BEGIN RECORDED INFORMATION

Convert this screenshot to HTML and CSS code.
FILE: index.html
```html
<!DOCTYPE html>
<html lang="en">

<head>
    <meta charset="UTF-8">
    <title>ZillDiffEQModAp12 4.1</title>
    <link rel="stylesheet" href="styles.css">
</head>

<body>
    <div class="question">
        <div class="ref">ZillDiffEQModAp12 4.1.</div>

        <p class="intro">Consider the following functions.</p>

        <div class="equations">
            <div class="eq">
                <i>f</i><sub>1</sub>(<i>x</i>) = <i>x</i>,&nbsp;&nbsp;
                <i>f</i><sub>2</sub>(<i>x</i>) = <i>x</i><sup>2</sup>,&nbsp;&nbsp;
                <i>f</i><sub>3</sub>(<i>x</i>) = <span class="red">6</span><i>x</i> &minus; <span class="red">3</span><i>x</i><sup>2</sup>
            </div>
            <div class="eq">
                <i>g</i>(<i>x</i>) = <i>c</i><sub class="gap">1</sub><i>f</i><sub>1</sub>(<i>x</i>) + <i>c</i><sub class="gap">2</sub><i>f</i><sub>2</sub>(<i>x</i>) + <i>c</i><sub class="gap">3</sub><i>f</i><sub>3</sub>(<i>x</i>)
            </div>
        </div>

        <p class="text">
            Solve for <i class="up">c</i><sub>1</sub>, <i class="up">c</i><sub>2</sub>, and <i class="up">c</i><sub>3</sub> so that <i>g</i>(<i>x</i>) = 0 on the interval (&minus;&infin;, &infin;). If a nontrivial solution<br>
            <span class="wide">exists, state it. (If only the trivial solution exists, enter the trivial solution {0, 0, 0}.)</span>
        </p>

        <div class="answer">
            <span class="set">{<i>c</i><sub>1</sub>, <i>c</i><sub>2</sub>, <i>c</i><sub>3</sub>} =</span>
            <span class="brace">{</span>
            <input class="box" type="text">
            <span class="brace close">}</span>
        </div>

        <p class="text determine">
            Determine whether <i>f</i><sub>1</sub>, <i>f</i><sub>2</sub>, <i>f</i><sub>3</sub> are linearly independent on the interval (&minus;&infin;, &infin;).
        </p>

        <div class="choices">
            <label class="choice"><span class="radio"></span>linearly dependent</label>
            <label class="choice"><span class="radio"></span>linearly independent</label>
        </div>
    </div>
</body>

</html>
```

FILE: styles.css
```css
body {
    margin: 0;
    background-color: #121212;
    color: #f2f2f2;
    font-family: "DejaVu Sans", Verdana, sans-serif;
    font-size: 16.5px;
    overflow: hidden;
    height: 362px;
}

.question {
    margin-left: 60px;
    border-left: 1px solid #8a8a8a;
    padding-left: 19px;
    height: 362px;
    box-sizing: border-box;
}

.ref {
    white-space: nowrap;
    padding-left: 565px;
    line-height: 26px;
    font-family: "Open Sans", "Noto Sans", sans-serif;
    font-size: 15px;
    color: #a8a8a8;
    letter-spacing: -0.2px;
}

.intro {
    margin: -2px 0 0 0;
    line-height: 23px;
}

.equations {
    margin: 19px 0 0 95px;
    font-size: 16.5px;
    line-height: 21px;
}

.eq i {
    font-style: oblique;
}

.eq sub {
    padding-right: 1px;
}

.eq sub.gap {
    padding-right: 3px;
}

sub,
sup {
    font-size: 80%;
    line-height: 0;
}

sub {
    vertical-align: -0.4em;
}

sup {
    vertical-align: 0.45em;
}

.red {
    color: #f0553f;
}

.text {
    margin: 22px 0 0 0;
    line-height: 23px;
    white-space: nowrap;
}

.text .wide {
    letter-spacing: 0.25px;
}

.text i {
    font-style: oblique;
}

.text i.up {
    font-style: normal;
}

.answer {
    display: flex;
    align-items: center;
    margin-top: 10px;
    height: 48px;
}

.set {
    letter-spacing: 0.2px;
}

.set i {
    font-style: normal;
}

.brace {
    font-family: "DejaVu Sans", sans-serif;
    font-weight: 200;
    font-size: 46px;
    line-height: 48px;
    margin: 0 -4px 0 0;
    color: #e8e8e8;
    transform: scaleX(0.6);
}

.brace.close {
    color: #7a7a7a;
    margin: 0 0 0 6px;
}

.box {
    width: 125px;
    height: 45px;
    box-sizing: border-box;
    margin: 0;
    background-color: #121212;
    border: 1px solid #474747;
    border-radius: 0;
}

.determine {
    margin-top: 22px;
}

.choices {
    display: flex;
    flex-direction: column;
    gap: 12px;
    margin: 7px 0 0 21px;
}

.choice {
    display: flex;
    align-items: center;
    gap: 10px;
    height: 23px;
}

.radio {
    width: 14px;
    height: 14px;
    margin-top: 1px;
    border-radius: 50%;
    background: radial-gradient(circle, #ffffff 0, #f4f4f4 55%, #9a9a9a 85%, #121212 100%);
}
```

END RECORDED INFORMATION

STATED PROBLEM –
Retype the listing above in full, with no alterations.

SOLUTION –
Convert this screenshot to HTML and CSS code.
FILE: index.html
```html
<!DOCTYPE html>
<html lang="en">

<head>
    <meta charset="UTF-8">
    <title>ZillDiffEQModAp12 4.1</title>
    <link rel="stylesheet" href="styles.css">
</head>

<body>
    <div class="question">
        <div class="ref">ZillDiffEQModAp12 4.1.</div>

        <p class="intro">Consider the following functions.</p>

        <div class="equations">
            <div class="eq">
                <i>f</i><sub>1</sub>(<i>x</i>) = <i>x</i>,&nbsp;&nbsp;
                <i>f</i><sub>2</sub>(<i>x</i>) = <i>x</i><sup>2</sup>,&nbsp;&nbsp;
                <i>f</i><sub>3</sub>(<i>x</i>) = <span class="red">6</span><i>x</i> &minus; <span class="red">3</span><i>x</i><sup>2</sup>
            </div>
            <div class="eq">
                <i>g</i>(<i>x</i>) = <i>c</i><sub class="gap">1</sub><i>f</i><sub>1</sub>(<i>x</i>) + <i>c</i><sub class="gap">2</sub><i>f</i><sub>2</sub>(<i>x</i>) + <i>c</i><sub class="gap">3</sub><i>f</i><sub>3</sub>(<i>x</i>)
            </div>
        </div>

        <p class="text">
            Solve for <i class="up">c</i><sub>1</sub>, <i class="up">c</i><sub>2</sub>, and <i class="up">c</i><sub>3</sub> so that <i>g</i>(<i>x</i>) = 0 on the interval (&minus;&infin;, &infin;). If a nontrivial solution<br>
            <span class="wide">exists, state it. (If only the trivial solution exists, enter the trivial solution {0, 0, 0}.)</span>
        </p>

        <div class="answer">
            <span class="set">{<i>c</i><sub>1</sub>, <i>c</i><sub>2</sub>, <i>c</i><sub>3</sub>} =</span>
            <span class="brace">{</span>
            <input class="box" type="text">
            <span class="brace close">}</span>
        </div>

        <p class="text determine">
            Determine whether <i>f</i><sub>1</sub>, <i>f</i><sub>2</sub>, <i>f</i><sub>3</sub> are linearly independent on the interval (&minus;&infin;, &infin;).
        </p>

        <div class="choices">
            <label class="choice"><span class="radio"></span>linearly dependent</label>
            <label class="choice"><span class="radio"></span>linearly independent</label>
        </div>
    </div>
</body>

</html>
```

FILE: styles.css
```css
body {
    margin: 0;
    background-color: #121212;
    color: #f2f2f2;
    font-family: "DejaVu Sans", Verdana, sans-serif;
    font-size: 16.5px;
    overflow: hidden;
    height: 362px;
}

.question {
    margin-left: 60px;
    border-left: 1px solid #8a8a8a;
    padding-left: 19px;
    height: 362px;
    box-sizing: border-box;
}

.ref {
    white-space: nowrap;
    padding-left: 565px;
    line-height: 26px;
    font-family: "Open Sans", "Noto Sans", sans-serif;
    font-size: 15px;
    color: #a8a8a8;
    letter-spacing: -0.2px;
}

.intro {
    margin: -2px 0 0 0;
    line-height: 23px;
}

.equations {
    margin: 19px 0 0 95px;
    font-size: 16.5px;
    line-height: 21px;
}

.eq i {
    font-style: oblique;
}

.eq sub {
    padding-right: 1px;
}

.eq sub.gap {
    padding-right: 3px;
}

sub,
sup {
    font-size: 80%;
    line-height: 0;
}

sub {
    vertical-align: -0.4em;
}

sup {
    vertical-align: 0.45em;
}

.red {
    color: #f0553f;
}

.text {
    margin: 22px 0 0 0;
    line-height: 23px;
    white-space: nowrap;
}

.text .wide {
    letter-spacing: 0.25px;
}

.text i {
    font-style: oblique;
}

.text i.up {
    font-style: normal;
}

.answer {
    display: flex;
    align-items: center;
    margin-top: 10px;
    height: 48px;
}

.set {
    letter-spacing: 0.2px;
}

.set i {
    font-style: normal;
}

.brace {
    font-family: "DejaVu Sans", sans-serif;
    font-weight: 200;
    font-size: 46px;
    line-height: 48px;
    margin: 0 -4px 0 0;
    color: #e8e8e8;
    transform: scaleX(0.6);
}

.brace.close {
    color: #7a7a7a;
    margin: 0 0 0 6px;
}

.box {
    width: 125px;
    height: 45px;
    box-sizing: border-box;
    margin: 0;
    background-color: #121212;
    border: 1px solid #474747;
    border-radius: 0;
}

.determine {
    margin-top: 22px;
}

.choices {
    display: flex;
    flex-direction: column;
    gap: 12px;
    margin: 7px 0 0 21px;
}

.choice {
    display: flex;
    align-items: center;
    gap: 10px;
    height: 23px;
}

.radio {
    width: 14px;
    height: 14px;
    margin-top: 1px;
    border-radius: 50%;
    background: radial-gradient(circle, #ffffff 0, #f4f4f4 55%, #9a9a9a 85%, #121212 100%);
}
```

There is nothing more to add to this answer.